Never forget the testing Jesus experienced was very, very real. How did Satan tempt Jesus? Well, he did so in three areas in which he tempts every one of us, and it all has to do with questioning God. I want you to notice the first temptation, mentioned in verses 3 and 4, was a questioning of God's care. Look at verse 3. "And the devil said to him, 'if you are the Son of God'", now, cross out that word if in your Bible and put the word since. This is a first class condition clause in Greek. It assumes something that is already true. Satan had no question about whether Jesus was the Son of God. That's why he was trying to destroy him. He knew exactly who he was. He was saying, "Since you are the Son of God, tell this stone to become bread". Jesus, under God's direction, had been fasting for 40 days.

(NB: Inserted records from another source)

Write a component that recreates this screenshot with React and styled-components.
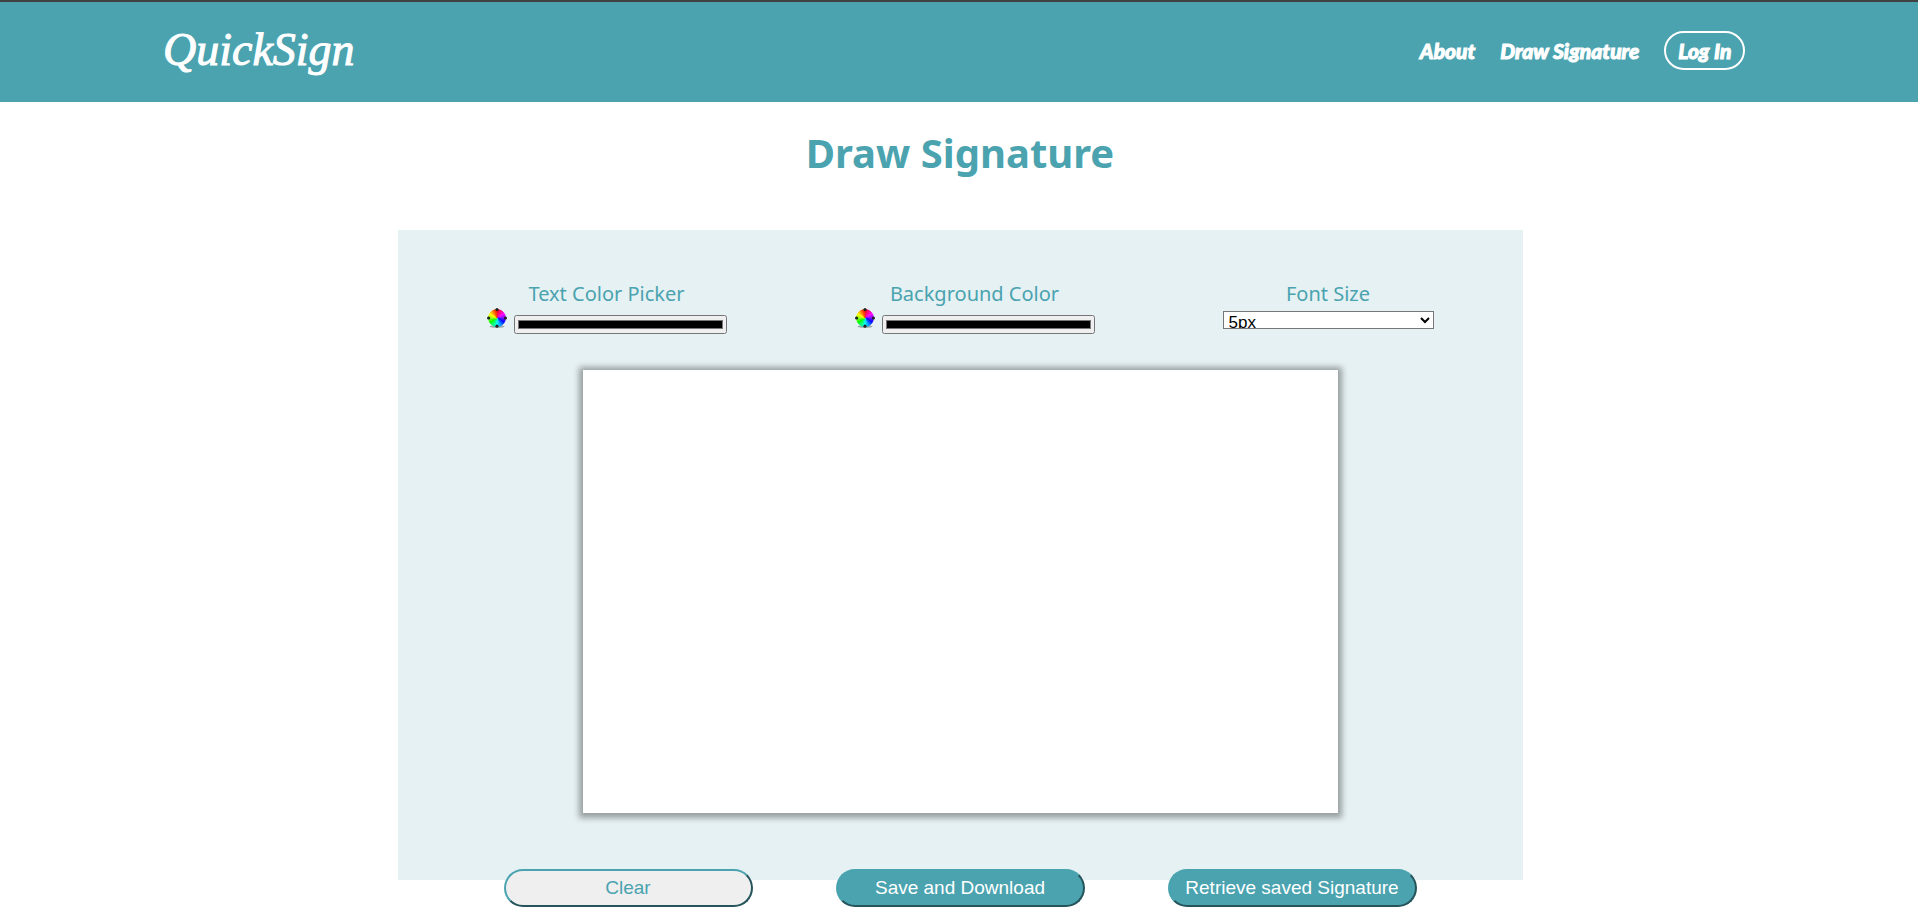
import React, { useRef, useState } from "react";
import styled, { createGlobalStyle } from "styled-components";

const teal = "#4aa3af";

const GlobalStyle = createGlobalStyle`
  * { box-sizing: border-box; }
  body {
    margin: 0;
    background: #fff;
    font-family: "Noto Sans", sans-serif;
  }
`;

const Header = styled.header`
  display: flex;
  align-items: center;
  justify-content: space-between;
  height: 102px;
  padding: 0 9% 4px 163px;
  border-top: 2px solid #414141;
  background: ${teal};
`;

const Logo = styled.a`
  color: #fff;
  font: italic 46px/60px "Liberation Serif", cursive;
  -webkit-text-stroke: 1px #fff;
  text-decoration: none;
`;

const Nav = styled.nav`
  display: flex;
  align-items: center;
  gap: 25px;
`;

const NavLink = styled.a`
  padding: ${(p) => (p.$outlined ? "0 12px" : "0")};
  border: ${(p) => (p.$outlined ? "2px solid #fff" : "0")};
  border-radius: 20px;
  color: #fff;
  font: italic 900 21px/35px Lato, sans-serif;
  -webkit-text-stroke: 1px #fff;
  text-decoration: none;
`;

const Main = styled.main`
  display: flex;
  flex-direction: column;
  align-items: center;
  padding: 23px 0 0 2px;
`;

const Title = styled.h1`
  margin: 0 0 49px;
  color: ${teal};
  font-size: 40px;
  line-height: 56px;
`;

const Panel = styled.section`
  display: flex;
  flex-direction: column;
  align-items: center;
  width: 100%;
  max-width: 1125px;
  padding: 50px 89px 67px;
  background: #e6f1f3;
`;

const Tools = styled.div`
  display: flex;
  justify-content: space-between;
  width: 100%;
  height: 90px;
`;

const Field = styled.div`
  display: flex;
  flex-direction: column;
  align-items: center;
`;

const Label = styled.label`
  color: ${teal};
  font-size: 20px;
  line-height: 28px;
`;

const PickerRow = styled.div`
  display: flex;
  align-items: flex-end;
  gap: 7px;
`;

const Wheel = styled.svg`
  width: 20px;
  height: 20px;
  margin-bottom: 6px;
`;

const ColorInput = styled.input`
  width: 213px;
  height: 19px;
  margin-top: 7px;
  padding: 0 1px;
`;

const SizeSelect = styled.select`
  width: 211px;
  height: 18px;
  margin-top: 3px;
  padding: 0 2px 0 1px;
  border: 1px solid #767676;
  border-radius: 0;
  background: #fff;
  color: #000;
  font: 17px "Liberation Sans", sans-serif;
`;

const Pad = styled.canvas`
  width: 80%;
  max-width: 755px;
  height: 443px;
  background: #fff;
  box-shadow: 0 1px 6px 4px rgba(0, 0, 0, 0.34);
  cursor: crosshair;
`;

const Actions = styled.div`
  display: flex;
  flex-wrap: wrap;
  justify-content: center;
  gap: 83px;
  margin-top: -11px;
`;

const Button = styled.button`
  width: 249px;
  height: 38px;
  padding: 0;
  border: 2px outset ${teal};
  border-radius: 20px;
  background: ${(p) => (p.$plain ? "#efefef" : teal)};
  color: ${(p) => (p.$plain ? teal : "#fff")};
  font: 19px "Liberation Sans", sans-serif;
`;

const slices = Array.from({ length: 24 }, (_, i) => i * 15);

function ColorWheel() {
  const point = (deg) => {
    const a = ((deg - 90) * Math.PI) / 180;
    return `${10 + 8.6 * Math.cos(a)} ${10 + 8.6 * Math.sin(a)}`;
  };
  return (
    <Wheel viewBox="0 0 20 20" aria-hidden="true">
      <ellipse cx="10" cy="18.4" rx="7.5" ry="1.4" fill="#7b8688" opacity=".7" />
      {slices.map((deg) => (
        <path
          key={deg}
          d={`M10 10L${point(deg - 7.5)}A8.6 8.6 0 0 1 ${point(deg + 7.5)}Z`}
          fill={`hsl(${360 - deg} 100% 50%)`}
          stroke={`hsl(${360 - deg} 100% 50%)`}
          strokeWidth=".5"
          strokeLinejoin="round"
        />
      ))}
      <g fill="#222">
        <circle cx="10" cy="1.6" r="1.6" />
        <circle cx="10" cy="18.2" r="1.6" />
        <circle cx="1.6" cy="10" r="1.6" />
        <circle cx="18.4" cy="10" r="1.6" />
      </g>
    </Wheel>
  );
}

function ColorField({ id, label, value, onChange }) {
  return (
    <Field>
      <Label htmlFor={id}>{label}</Label>
      <PickerRow>
        <ColorWheel />
        <ColorInput id={id} type="color" value={value} onChange={(e) => onChange(e.target.value)} />
      </PickerRow>
    </Field>
  );
}

export default function App() {
  const pad = useRef(null);
  const drawing = useRef(false);
  const [ink, setInk] = useState("#000000");
  const [paper, setPaper] = useState("#000000");
  const [size, setSize] = useState("5");

  const position = (e) => {
    const r = pad.current.getBoundingClientRect();
    return [
      ((e.clientX - r.left) * pad.current.width) / r.width,
      ((e.clientY - r.top) * pad.current.height) / r.height,
    ];
  };
  const start = (e) => {
    drawing.current = true;
    const ctx = pad.current.getContext("2d");
    ctx.beginPath();
    ctx.moveTo(...position(e));
  };
  const move = (e) => {
    if (!drawing.current) return;
    const ctx = pad.current.getContext("2d");
    ctx.strokeStyle = ink;
    ctx.lineWidth = Number(size);
    ctx.lineCap = "round";
    ctx.lineTo(...position(e));
    ctx.stroke();
  };
  const stop = () => {
    drawing.current = false;
  };
  const fill = (color) => {
    setPaper(color);
    const ctx = pad.current.getContext("2d");
    ctx.fillStyle = color;
    ctx.fillRect(0, 0, pad.current.width, pad.current.height);
  };
  const clear = () => {
    pad.current.getContext("2d").clearRect(0, 0, pad.current.width, pad.current.height);
  };
  const save = () => {
    const url = pad.current.toDataURL();
    localStorage.setItem("signature", url);
    const link = document.createElement("a");
    link.href = url;
    link.download = "signature.png";
    link.click();
  };
  const retrieve = () => {
    const url = localStorage.getItem("signature");
    if (!url) return;
    const image = new Image();
    image.onload = () => pad.current.getContext("2d").drawImage(image, 0, 0);
    image.src = url;
  };

  return (
    <>
      <GlobalStyle />
      <Header>
        <Logo href="#home">QuickSign</Logo>
        <Nav>
          <NavLink href="#about">About</NavLink>
          <NavLink href="#draw">Draw Signature</NavLink>
          <NavLink href="#login" $outlined>Log In</NavLink>
        </Nav>
      </Header>
      <Main>
        <Title>Draw Signature</Title>
        <Panel>
          <Tools>
            <ColorField id="ink" label="Text Color Picker" value={ink} onChange={setInk} />
            <ColorField id="paper" label="Background Color" value={paper} onChange={fill} />
            <Field>
              <Label htmlFor="size">Font Size</Label>
              <SizeSelect id="size" value={size} onChange={(e) => setSize(e.target.value)}>
                {["5", "10", "20", "30", "40", "50"].map((s) => (
                  <option key={s} value={s}>{s}px</option>
                ))}
              </SizeSelect>
            </Field>
          </Tools>
          <Pad
            ref={pad}
            width={755}
            height={443}
            onPointerDown={start}
            onPointerMove={move}
            onPointerUp={stop}
            onPointerLeave={stop}
          />
        </Panel>
        <Actions>
          <Button type="button" $plain onClick={clear}>Clear</Button>
          <Button type="button" onClick={save}>Save and Download</Button>
          <Button type="button" onClick={retrieve}>Retrieve saved Signature</Button>
        </Actions>
      </Main>
    </>
  );
}
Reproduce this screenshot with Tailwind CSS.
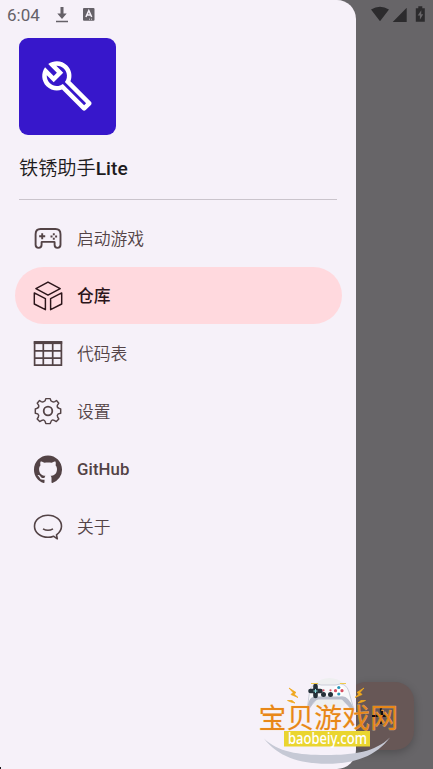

Can you imagine going without food for 40 days? Most of us, not sure we're going to make it to lunch right now without food. I mean, a few hours without nourishment, we think we're going to faint. Jesus had gone 40 days, and so Satan comes to him and says, "Hey, you're God. Why are you going through all of this? Just take one of these stones and turn it into a warm loaf of bread, and I'll provide the butter, and you can have a great time here". It was the temptation that was based on a questioning of God's care. "Jesus, it's obvious God isn't meeting your needs. If he really cared about you, he would care about your nourishment. If you can't depend upon him to take care of your needs, maybe you better start taking care of your needs yourself". There's some of you right now who know what I'm talking about.